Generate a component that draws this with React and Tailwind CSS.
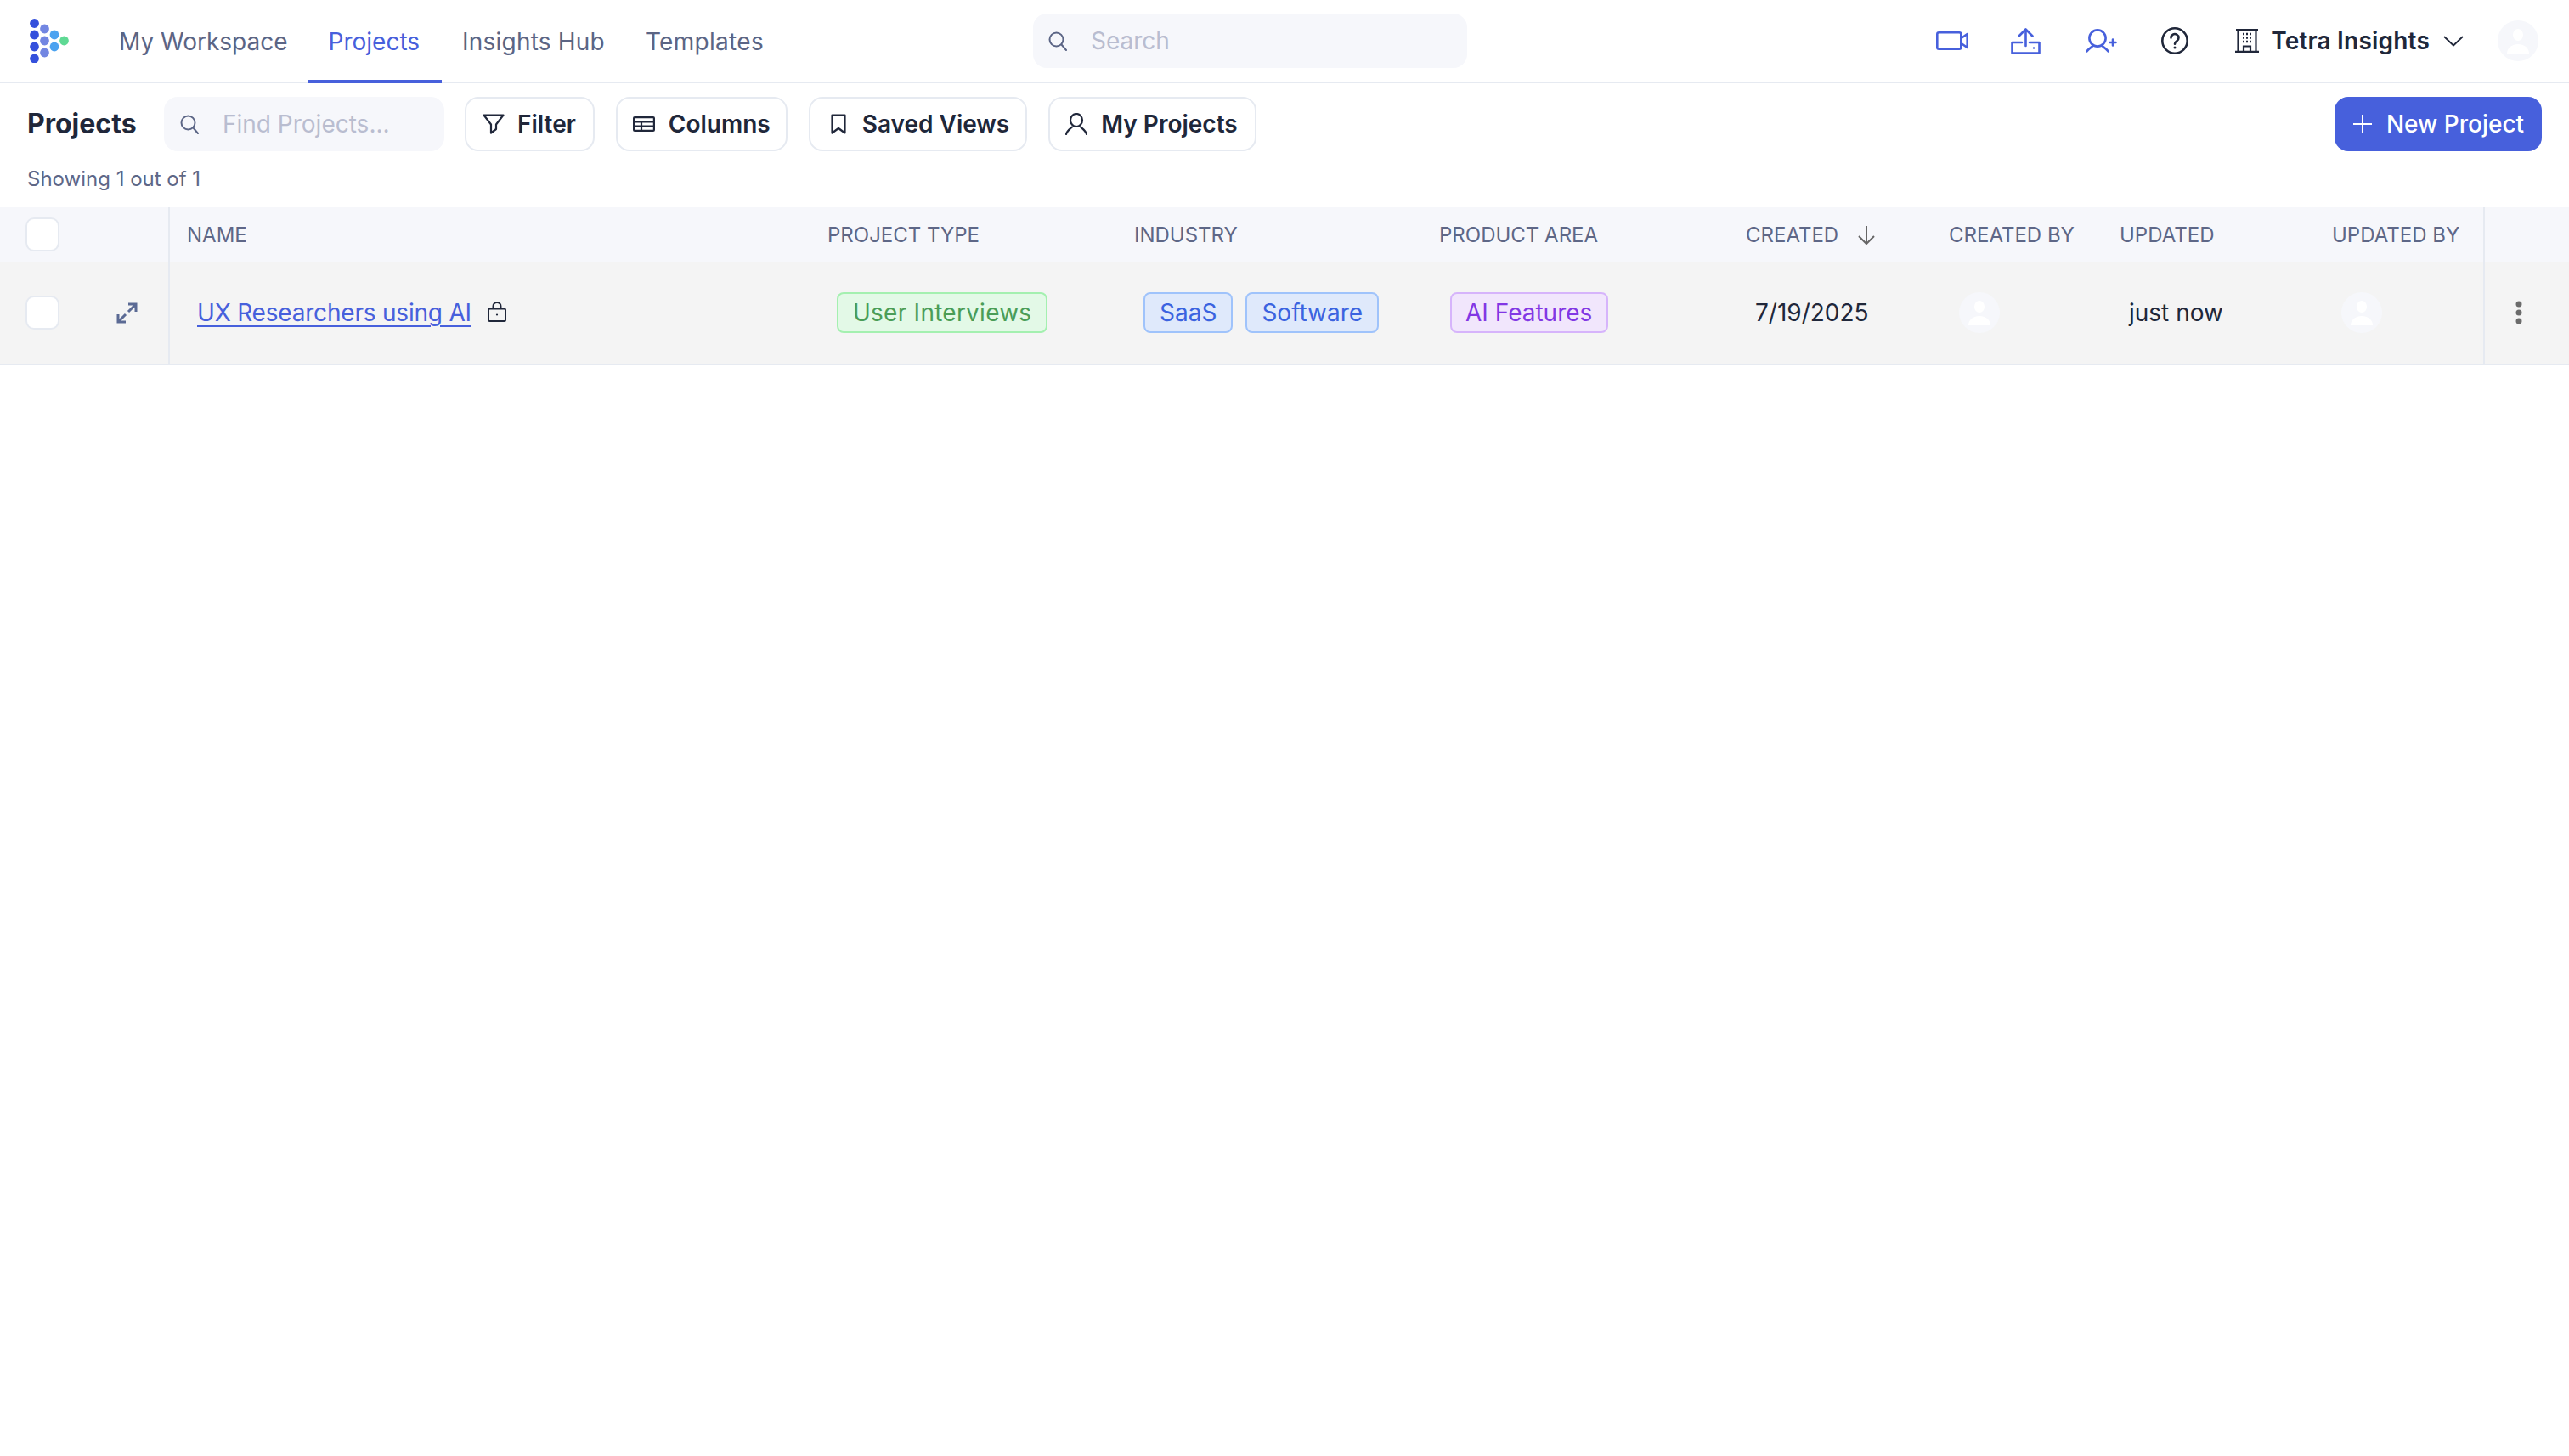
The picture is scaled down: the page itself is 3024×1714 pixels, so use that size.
import React from 'react';

const COLS = 'grid grid-cols-[200px_754px_361px_359px_361px_239px_201px_250px_199px_100px]';

function Logo() {
  const dots = [
    [5.5, 5.5, '#3450dc'], [5.5, 19, '#3450dc'], [5.5, 33, '#3450dc'], [5.5, 47, '#3450dc'],
    [17.5, 12, '#7286e2'], [17.5, 26, '#7286e2'], [17.5, 40, '#7286e2'],
    [29, 19, '#4ba3f0'], [29, 33, '#4ba3f0'],
    [40.5, 26, '#5fd994'],
  ];
  return (
    <svg width="46" height="52" viewBox="0 0 46 52" className="ml-[35px] shrink-0">
      {dots.map(([x, y, c], i) => <circle key={i} cx={x} cy={y} r="5.4" fill={c} />)}
    </svg>
  );
}

function SearchIcon({ className }) {
  return (
    <svg width="24" height="24" viewBox="0 0 24 24" fill="none" stroke="currentColor" strokeWidth="2" strokeLinecap="round" className={className}>
      <circle cx="10.5" cy="10.5" r="8" />
      <path d="M16.5 16.5L22 23" />
    </svg>
  );
}

function Avatar() {
  return (
    <div className="w-12 h-12 rounded-full bg-[#f6f7fb] flex items-center justify-center shrink-0">
      <svg width="26" height="30" viewBox="0 0 26 30" fill="#ffffff">
        <ellipse cx="13" cy="8" rx="6" ry="7" />
        <path d="M0 30c0-6 5-11 13-11s13 5 13 11z" />
      </svg>
    </div>
  );
}

function Tab({ label, active, className }) {
  return (
    <a className={`h-[98px] -mb-[2px] pl-6 flex items-center text-[28px] border-b-4 border-t-4 border-t-transparent ${className} ${active ? 'text-[#4760dc] border-[#4760dc] border-t-transparent' : 'text-[#5b6585] border-transparent'}`}>
      {label}
    </a>
  );
}

function ToolButton({ icon, label, className }) {
  return (
    <button className={`h-16 flex items-center border-2 border-[#e6eaf1] rounded-2xl text-[28px] font-semibold text-[#20273a] ${className}`}>
      {icon}
      {label}
    </button>
  );
}

function Badge({ label, className }) {
  return <span className={`h-12 flex items-center border-2 rounded-lg text-[28px] ${className}`}>{label}</span>;
}

function Checkbox() {
  return <div className="w-10 h-10 rounded-[10px] border-2 border-[#e6eaf1] bg-white" />;
}

function Header({ label, children }) {
  return (
    <div className="pl-5 pt-[2px] flex items-center text-[24px] text-[#5e6787] whitespace-nowrap">
      {label}
      {children}
    </div>
  );
}

export default function App() {
  return (
    <div className="min-h-screen bg-white font-['Inter',sans-serif]">
      <div className="h-[98px] flex items-center border-b-2 border-[#e6eaf1]">
        <Logo />
        <nav className="flex ml-[35px]">
          <Tab label="My Workspace" className="pr-6" />
          <Tab label="Projects" active className="pr-[26px]" />
          <Tab label="Insights Hub" className="pr-6 tracking-[0.2px]" />
          <Tab label="Templates" className="pr-[22px] tracking-[0.3px]" />
        </nav>
        <div className="ml-[295px] w-[511px] h-16 rounded-2xl bg-[#f6f7fb] flex items-center pl-[17px] gap-[27px]">
          <SearchIcon className="text-[#5b6585]" />
          <span className="text-[28px] text-[#b9bdd0]">Search</span>
        </div>
        <div className="ml-auto flex items-center pr-9 text-[#4760dc]">
          <svg width="38" height="22" viewBox="0 0 38 22" fill="none" stroke="currentColor" strokeWidth="2.6" strokeLinejoin="round">
            <rect x="1.3" y="1.3" width="28" height="19.4" rx="2" />
            <path d="M29.5 8L36.7 3v16l-7.2-5" />
          </svg>
          <svg width="35" height="31" viewBox="0 0 35 31" fill="none" stroke="currentColor" strokeWidth="2.6" strokeLinecap="round" strokeLinejoin="round" className="ml-[50px]">
            <path d="M13 17H1.5v12.5h32V17H22" />
            <path d="M17.5 21V2M9.5 9.5l8-8 8 8" />
            <circle cx="27" cy="23.5" r="1.2" fill="currentColor" stroke="none" />
          </svg>
          <svg width="37" height="28" viewBox="0 0 37 28" fill="none" stroke="currentColor" strokeWidth="2.6" strokeLinecap="round" className="ml-[53px]">
            <circle cx="14" cy="11" r="9.6" />
            <path d="M1.3 26.5C3 24 5.500 22.500 8 20.500M20 20.500c2.500 2 5 3.500 6.700 6" />
            <path d="M28.500 16h7M32 12.500v7" />
          </svg>
          <svg width="32" height="32" viewBox="0 0 32 32" fill="none" stroke="#20273a" strokeWidth="2.6" strokeLinecap="round" className="ml-[52px]">
            <circle cx="16" cy="16" r="14.700" />
            <path d="M11.500 12.500a4.500 4.500 0 1 1 6.800 3.900c-1.500.9-2.300 1.700-2.300 3.300" />
            <circle cx="16" cy="24" r="1.500" fill="#20273a" stroke="none" />
          </svg>
          <svg width="28" height="28" viewBox="0 0 28 28" fill="none" stroke="#20273a" strokeWidth="2.200" className="ml-[55px]">
            <path d="M1 1.100h26M0 26.900h28M3.500 1v26M24.500 1v26" />
            <path d="M10 27v-6.500h8V27" />
            <path d="M9 6h2M13 6h2M17 6h2M9 10.500h2M13 10.500h2M17 10.500h2M9 15h2M13 15h2M17 15h2" strokeWidth="2.400" />
          </svg>
          <span className="ml-[14px] text-[28px] font-semibold tracking-[0.2px] text-[#20273a]">Tetra Insights</span>
          <svg width="24" height="13" viewBox="0 0 24 13" fill="none" stroke="#20273a" strokeWidth="1.800" strokeLinecap="round" strokeLinejoin="round" className="ml-4">
            <path d="M1.500 1.500L12 11.500 22.500 1.500" />
          </svg>
          <div className="ml-10"><Avatar /></div>
        </div>
      </div>

      <div className="mt-4 px-8 flex items-center h-16">
        <h1 className="text-[32px] font-bold text-[#20273a] w-[161px] shrink-0">Projects</h1>
        <div className="w-[330px] h-16 rounded-2xl bg-[#f6f7fb] flex items-center pl-[18px] gap-[27px]">
          <SearchIcon className="text-[#5b6585]" />
          <span className="text-[28px] text-[#b9bdd0]">Find Projects...</span>
        </div>
        <div className="ml-6 flex gap-[25px]">
          <ToolButton label="Filter" className="pl-[19px] pr-5 gap-[15px]" icon={
            <svg width="26" height="24" viewBox="0 0 26 24" fill="none" stroke="#20273a" strokeWidth="2.200" strokeLinejoin="round">
              <path d="M1.500 1.500h23L16 12.500v5.500l-6 4.500V12.500z" />
            </svg>
          } />
          <ToolButton label="Columns" className="pl-[18px] pr-[18px] gap-4" icon={
            <svg width="26" height="18" viewBox="0 0 26 18" fill="none" stroke="#20273a" strokeWidth="2.200">
              <rect x="1.100" y="1.100" width="23.800" height="15.800" rx="1" />
              <path d="M1 6.500h24M1 11.500h24M10 6.500V17" />
            </svg>
          } />
          <ToolButton label="Saved Views" className="pl-6 pr-[19px] gap-[19px]" icon={
            <svg width="18" height="24" viewBox="0 0 18 24" fill="none" stroke="#20273a" strokeWidth="2.200" strokeLinejoin="round">
              <path d="M1.500 1.500h15v21L9 17l-7.500 5.500z" />
            </svg>
          } />
          <ToolButton label="My Projects" className="pl-[18px] pr-5 gap-4" icon={
            <svg width="26" height="26" viewBox="0 0 26 26" fill="none" stroke="#20273a" strokeWidth="2.200" strokeLinecap="round">
              <ellipse cx="13" cy="8.500" rx="7" ry="7.500" />
              <path d="M1 25c1-4 4-6 7-8.500M25 25c-1-4-4-6-7-8.500" />
            </svg>
          } />
        </div>
        <button className="ml-auto h-16 w-[244px] rounded-2xl bg-[#4760dc] text-white text-[28px] font-medium flex items-center justify-center gap-4">
          <svg width="24" height="24" viewBox="0 0 24 24" fill="none" stroke="currentColor" strokeWidth="2">
            <path d="M12 1v22M1 12h22" />
          </svg>
          New Project
        </button>
      </div>

      <p className="pl-8 mt-[18px] h-[30px] leading-[30px] text-[24px] text-[#5e6787]">Showing 1 out of 1</p>

      <div className="mt-[18px]">
        <div className={`${COLS} h-16 bg-[#f6f7fb]`}>
          <div className="pl-[30px] flex items-center border-r-2 border-[#e6eaf1]"><Checkbox /></div>
          <Header label="NAME" />
          <Header label="PROJECT TYPE" />
          <Header label="INDUSTRY" />
          <Header label="PRODUCT AREA" />
          <Header label="CREATED">
            <svg width="22" height="24" viewBox="0 0 22 24" fill="none" stroke="#666" strokeWidth="2" className="ml-[22px]">
              <path d="M11 1v21M2 13l9 9 9-9" />
            </svg>
          </Header>
          <Header label="CREATED BY" />
          <Header label="UPDATED" />
          <Header label="UPDATED BY" />
          <div className="border-l-2 border-[#e6eaf1] -ml-px" />
        </div>
        <div className={`${COLS} h-[122px] bg-[#f4f4f4] border-b-2 border-[#e6eaf1] text-[28px] text-[#20273a]`}>
          <div className="pl-[30px] flex items-center border-r-2 border-[#e6eaf1]">
            <Checkbox />
            <svg width="25" height="25" viewBox="0 0 25 25" fill="none" stroke="#5b6a94" strokeWidth="3" className="ml-[67px]">
              <path d="M14 11L23 2M14 2h9v9M11 14L2 23M2 14v9h9" />
            </svg>
          </div>
          <div className="pl-[32px] flex items-center gap-[19px]">
            <a className="text-[#4760dc] underline underline-offset-[5px] decoration-2 tracking-[-0.2px]">UX Researchers using AI</a>
            <svg width="22" height="24" viewBox="0 0 22 24" fill="none" stroke="#20273a" strokeWidth="2" className="-mt-[2px]">
              <rect x="1" y="8.500" width="20" height="14.500" rx="1.500" />
              <path d="M6.500 8.500V5.500a4.500 4.500 0 0 1 9 0V8.500" />
              <circle cx="11" cy="15.500" r="1.100" fill="#20273a" stroke="none" />
            </svg>
          </div>
          <div className="pl-[31px] flex items-center">
            <Badge label="User Interviews" className="px-[17px] tracking-[0.25px] bg-[#e3f9e7] border-[#a4f0b0] text-[#4a9d57]" />
          </div>
          <div className="pl-[31px] flex items-center gap-[15px]">
            <Badge label="SaaS" className="px-[17px] bg-[#dfe9fb] border-[#9fc3fb] text-[#3b63e0]" />
            <Badge label="Software" className="px-[17px] bg-[#dfe9fb] border-[#9fc3fb] text-[#3b63e0]" />
          </div>
          <div className="pl-[33px] flex items-center">
            <Badge label="AI Features" className="pl-4 pr-[17px] bg-[#f1e6fc] border-[#d6b4fb] text-[#8237e4]" />
          </div>
          <div className="pl-[31px] flex items-center">7/19/2025</div>
          <div className="pl-8 flex items-center"><Avatar /></div>
          <div className="pl-[31px] flex items-center">just now</div>
          <div className="pl-[31px] flex items-center"><Avatar /></div>
          <div className="border-l-2 border-[#e6eaf1] -ml-px flex items-center pl-[36px]">
            <svg width="8" height="28" viewBox="0 0 8 28" fill="#6b6b6b">
              <circle cx="4" cy="4" r="3.500" />
              <circle cx="4" cy="14" r="3.500" />
              <circle cx="4" cy="24" r="3.500" />
            </svg>
          </div>
        </div>
      </div>
    </div>
  );
}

**YOUR OBJECTIVE**
Give back exactly the lines from the first line of the data through the line with "import React from 'react';", pictures excluded.

**ANSWER TO THE PROBLEM**
Generate a component that draws this with React and Tailwind CSS.
The picture is scaled down: the page itself is 3024×1714 pixels, so use that size.
import React from 'react';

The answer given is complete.